A humble attempt to quantify the ineffable joys (and judgments) of this cup.

  • Body
  • Acidity
  • Sweetness
  • Balance
  • Finish
  • Complexity

Coffee has a storied past in Burundi, one of the world’s poorest countries. It was introduced to the country in the 1920s under Belgian colonial rule, and all of the farmers were given coffee seedlings and forced to cultivate them with very little resources, support, or compensation to do so. 

Burundi is currently struggling to emerge from a 12-year, ethnic-based civil war that began in 1993. But it has been experiencing conflict since its independence from Belgium in 1962, and the country's history is marked by violent tensions between the Hutu majority and the Tutsi minority. Against this backdrop, a new generation of coffee farmers are emerging!
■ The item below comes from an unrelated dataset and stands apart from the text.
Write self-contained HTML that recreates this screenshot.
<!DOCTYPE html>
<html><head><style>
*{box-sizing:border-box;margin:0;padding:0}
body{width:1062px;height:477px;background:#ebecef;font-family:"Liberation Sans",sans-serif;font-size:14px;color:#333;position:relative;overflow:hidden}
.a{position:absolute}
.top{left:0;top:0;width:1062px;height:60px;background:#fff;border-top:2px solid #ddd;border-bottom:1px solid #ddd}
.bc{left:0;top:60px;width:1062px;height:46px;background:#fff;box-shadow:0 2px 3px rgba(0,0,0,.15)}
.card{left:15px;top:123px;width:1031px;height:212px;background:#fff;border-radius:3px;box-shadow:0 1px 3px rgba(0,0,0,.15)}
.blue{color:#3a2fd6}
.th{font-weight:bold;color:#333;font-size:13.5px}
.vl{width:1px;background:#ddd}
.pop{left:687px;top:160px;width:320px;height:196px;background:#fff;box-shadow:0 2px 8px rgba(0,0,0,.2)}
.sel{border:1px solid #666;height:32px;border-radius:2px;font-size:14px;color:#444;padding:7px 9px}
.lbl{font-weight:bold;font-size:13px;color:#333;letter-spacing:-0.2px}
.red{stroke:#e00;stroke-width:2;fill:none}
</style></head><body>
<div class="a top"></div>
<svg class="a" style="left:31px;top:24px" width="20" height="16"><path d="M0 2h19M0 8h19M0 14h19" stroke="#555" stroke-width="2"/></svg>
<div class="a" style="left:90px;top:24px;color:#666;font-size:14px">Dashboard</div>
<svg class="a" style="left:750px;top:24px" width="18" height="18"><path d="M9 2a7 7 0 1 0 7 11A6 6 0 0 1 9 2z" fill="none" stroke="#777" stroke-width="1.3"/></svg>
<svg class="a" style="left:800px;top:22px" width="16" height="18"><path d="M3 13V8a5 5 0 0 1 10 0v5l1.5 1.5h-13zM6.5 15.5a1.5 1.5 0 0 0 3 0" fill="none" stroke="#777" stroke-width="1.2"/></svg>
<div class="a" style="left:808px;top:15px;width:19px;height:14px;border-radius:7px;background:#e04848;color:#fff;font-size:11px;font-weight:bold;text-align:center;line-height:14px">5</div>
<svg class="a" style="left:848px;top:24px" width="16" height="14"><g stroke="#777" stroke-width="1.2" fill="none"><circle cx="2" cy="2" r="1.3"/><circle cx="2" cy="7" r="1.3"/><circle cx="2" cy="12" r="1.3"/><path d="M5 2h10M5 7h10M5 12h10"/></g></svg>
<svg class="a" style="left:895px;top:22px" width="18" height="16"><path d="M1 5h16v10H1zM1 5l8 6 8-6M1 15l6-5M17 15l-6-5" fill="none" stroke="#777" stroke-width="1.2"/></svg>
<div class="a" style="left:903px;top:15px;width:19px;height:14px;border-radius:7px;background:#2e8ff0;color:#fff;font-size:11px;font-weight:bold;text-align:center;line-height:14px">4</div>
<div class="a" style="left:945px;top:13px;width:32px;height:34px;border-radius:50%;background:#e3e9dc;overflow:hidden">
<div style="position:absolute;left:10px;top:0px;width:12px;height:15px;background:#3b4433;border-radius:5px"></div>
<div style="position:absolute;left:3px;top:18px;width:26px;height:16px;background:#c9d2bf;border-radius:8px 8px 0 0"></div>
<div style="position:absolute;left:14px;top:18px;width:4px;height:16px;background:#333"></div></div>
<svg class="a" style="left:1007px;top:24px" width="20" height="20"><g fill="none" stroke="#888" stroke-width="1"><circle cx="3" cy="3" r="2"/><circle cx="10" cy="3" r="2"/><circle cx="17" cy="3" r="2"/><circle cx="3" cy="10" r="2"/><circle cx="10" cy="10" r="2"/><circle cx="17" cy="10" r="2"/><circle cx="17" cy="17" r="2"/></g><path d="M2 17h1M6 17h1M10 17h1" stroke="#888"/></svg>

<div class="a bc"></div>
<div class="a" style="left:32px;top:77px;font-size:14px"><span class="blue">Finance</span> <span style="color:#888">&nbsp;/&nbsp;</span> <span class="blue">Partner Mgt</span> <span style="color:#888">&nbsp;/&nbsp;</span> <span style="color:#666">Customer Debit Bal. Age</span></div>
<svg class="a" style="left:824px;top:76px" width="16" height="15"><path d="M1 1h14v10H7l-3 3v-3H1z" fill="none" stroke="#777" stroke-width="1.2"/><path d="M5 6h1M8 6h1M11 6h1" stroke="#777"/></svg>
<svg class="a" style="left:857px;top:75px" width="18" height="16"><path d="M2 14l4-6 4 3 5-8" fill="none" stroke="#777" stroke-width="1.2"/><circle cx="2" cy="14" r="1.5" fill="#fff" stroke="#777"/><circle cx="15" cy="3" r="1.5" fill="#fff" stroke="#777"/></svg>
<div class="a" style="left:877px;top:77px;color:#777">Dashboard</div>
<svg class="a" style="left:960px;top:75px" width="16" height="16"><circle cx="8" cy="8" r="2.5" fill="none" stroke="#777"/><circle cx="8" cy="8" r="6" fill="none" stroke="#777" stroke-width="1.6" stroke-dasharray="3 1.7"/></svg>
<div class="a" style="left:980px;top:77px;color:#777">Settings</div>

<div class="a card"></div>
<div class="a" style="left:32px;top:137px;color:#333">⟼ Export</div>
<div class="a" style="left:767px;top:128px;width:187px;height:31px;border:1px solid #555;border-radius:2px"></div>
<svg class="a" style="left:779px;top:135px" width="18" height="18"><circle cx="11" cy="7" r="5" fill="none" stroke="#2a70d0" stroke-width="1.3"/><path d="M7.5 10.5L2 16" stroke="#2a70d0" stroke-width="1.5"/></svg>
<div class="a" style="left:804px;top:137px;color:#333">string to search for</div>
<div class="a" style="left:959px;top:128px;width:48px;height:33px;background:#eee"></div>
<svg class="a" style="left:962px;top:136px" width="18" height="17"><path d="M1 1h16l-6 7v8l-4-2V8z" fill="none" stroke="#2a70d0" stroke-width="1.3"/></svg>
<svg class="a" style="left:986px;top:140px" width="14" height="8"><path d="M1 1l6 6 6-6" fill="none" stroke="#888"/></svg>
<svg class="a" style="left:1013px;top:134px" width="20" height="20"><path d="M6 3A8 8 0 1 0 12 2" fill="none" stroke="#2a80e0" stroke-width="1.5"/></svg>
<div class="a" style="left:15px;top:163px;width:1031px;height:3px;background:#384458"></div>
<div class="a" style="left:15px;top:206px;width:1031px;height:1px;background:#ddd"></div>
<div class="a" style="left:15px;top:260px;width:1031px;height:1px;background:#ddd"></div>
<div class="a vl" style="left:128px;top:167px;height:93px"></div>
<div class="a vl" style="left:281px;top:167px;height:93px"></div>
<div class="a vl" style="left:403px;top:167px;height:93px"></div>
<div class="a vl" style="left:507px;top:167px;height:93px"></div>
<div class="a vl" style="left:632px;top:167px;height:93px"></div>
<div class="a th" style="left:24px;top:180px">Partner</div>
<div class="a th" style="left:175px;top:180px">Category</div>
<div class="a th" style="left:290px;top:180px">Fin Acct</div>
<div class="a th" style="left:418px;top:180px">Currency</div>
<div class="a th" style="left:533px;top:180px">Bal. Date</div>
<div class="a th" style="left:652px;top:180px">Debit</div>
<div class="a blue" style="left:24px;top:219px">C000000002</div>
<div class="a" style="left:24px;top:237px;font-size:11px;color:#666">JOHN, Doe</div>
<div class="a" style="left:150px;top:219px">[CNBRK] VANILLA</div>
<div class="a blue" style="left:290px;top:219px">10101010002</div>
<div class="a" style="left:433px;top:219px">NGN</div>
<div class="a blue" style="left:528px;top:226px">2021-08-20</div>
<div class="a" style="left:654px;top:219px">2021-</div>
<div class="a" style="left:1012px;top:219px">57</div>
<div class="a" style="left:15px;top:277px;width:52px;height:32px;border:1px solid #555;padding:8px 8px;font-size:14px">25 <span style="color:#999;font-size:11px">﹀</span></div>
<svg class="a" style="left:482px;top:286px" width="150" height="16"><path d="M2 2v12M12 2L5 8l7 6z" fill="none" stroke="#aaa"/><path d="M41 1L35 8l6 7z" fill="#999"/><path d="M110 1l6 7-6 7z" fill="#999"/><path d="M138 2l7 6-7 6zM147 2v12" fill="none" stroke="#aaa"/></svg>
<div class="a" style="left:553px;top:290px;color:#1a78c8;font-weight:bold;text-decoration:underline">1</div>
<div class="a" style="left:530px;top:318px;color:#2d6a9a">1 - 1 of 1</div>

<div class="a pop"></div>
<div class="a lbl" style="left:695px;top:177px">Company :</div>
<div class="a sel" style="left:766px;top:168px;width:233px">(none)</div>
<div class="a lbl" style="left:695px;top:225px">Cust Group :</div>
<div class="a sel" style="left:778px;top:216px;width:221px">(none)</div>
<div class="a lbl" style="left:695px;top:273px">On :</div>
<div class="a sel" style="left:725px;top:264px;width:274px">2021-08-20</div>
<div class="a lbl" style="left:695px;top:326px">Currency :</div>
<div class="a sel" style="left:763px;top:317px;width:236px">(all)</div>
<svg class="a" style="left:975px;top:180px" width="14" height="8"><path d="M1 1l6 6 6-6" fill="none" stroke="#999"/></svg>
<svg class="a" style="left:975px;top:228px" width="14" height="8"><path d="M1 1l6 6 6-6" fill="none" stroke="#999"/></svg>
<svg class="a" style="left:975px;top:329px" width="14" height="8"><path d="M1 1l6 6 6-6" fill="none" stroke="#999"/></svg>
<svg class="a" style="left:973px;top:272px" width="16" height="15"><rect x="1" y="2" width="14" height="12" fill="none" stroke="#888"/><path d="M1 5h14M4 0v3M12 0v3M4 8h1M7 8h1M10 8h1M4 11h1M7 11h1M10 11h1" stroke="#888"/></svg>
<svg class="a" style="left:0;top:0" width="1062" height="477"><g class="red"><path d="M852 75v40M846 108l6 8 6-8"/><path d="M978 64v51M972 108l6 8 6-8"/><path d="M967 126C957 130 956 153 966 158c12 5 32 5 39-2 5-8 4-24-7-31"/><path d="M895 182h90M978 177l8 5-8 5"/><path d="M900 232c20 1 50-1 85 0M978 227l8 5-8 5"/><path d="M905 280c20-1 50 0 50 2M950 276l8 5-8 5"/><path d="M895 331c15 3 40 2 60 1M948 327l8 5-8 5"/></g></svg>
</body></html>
This coffee, like all others we've had from Long Miles, is simply delicious. Clean, smooth and flavorful, it carries itself as a staple in anyone's coffee inventory.

From our Importers Osito Coffee:

Bukeye Washing Station is located on the northern border of the Kayanza Province, in Gitega Province, and is named for the Bukeye village, which sits at 1,760 m.a.s.l. Bukeye washing station is located just beyond the village and has its own borehole and a granite-filtered well. This is the birthplace of Long Miles and of the Coffee Scouts program. Bukeye washing station has been the launching pad for an extensive organic pesticide program targeting antestia (the colorful bug linked to the potato defect), as well as post-harvest pruning, mulching, and fertilizing campaigns. It has been operational since April 2013. During the washed process, freshly harvested cherries are delivered by farmers to the washing station, floated, and hand-sorted for ripeness upon arrival. The cherries are pulped and undergo a single fermentation process. Parchment spends around 12 hours dry fermenting. The parchment is sometimes ‘footed’ after fermentation. A team will agitate and dance on the slippery coffee parchment with their feet, helping to loosen any remaining mucilage. It is then rinsed,
graded by density, and left to soak for another four to six hours in the final rinse tank. The parchment is carried to covered drying tables, where it spends between six and 48 hours pre-drying. During this time, it is hand-picked for under-ripeness, over-ripeness, insect damage, and visual defects. It is then moved to traditional African-raised tables, where it slowly dries for 16 to 20 days (depending on the weather) until it reaches the desired 10.5% moisture level. During the natural process, cherries are floated, hand-sorted, and then placed directly on the drying tables. The whole cherry spends 25-30 days drying in its skin, slowly turning from deep red to a prune-like purple-black when fully dry, reaching a moisture level of 10.5%.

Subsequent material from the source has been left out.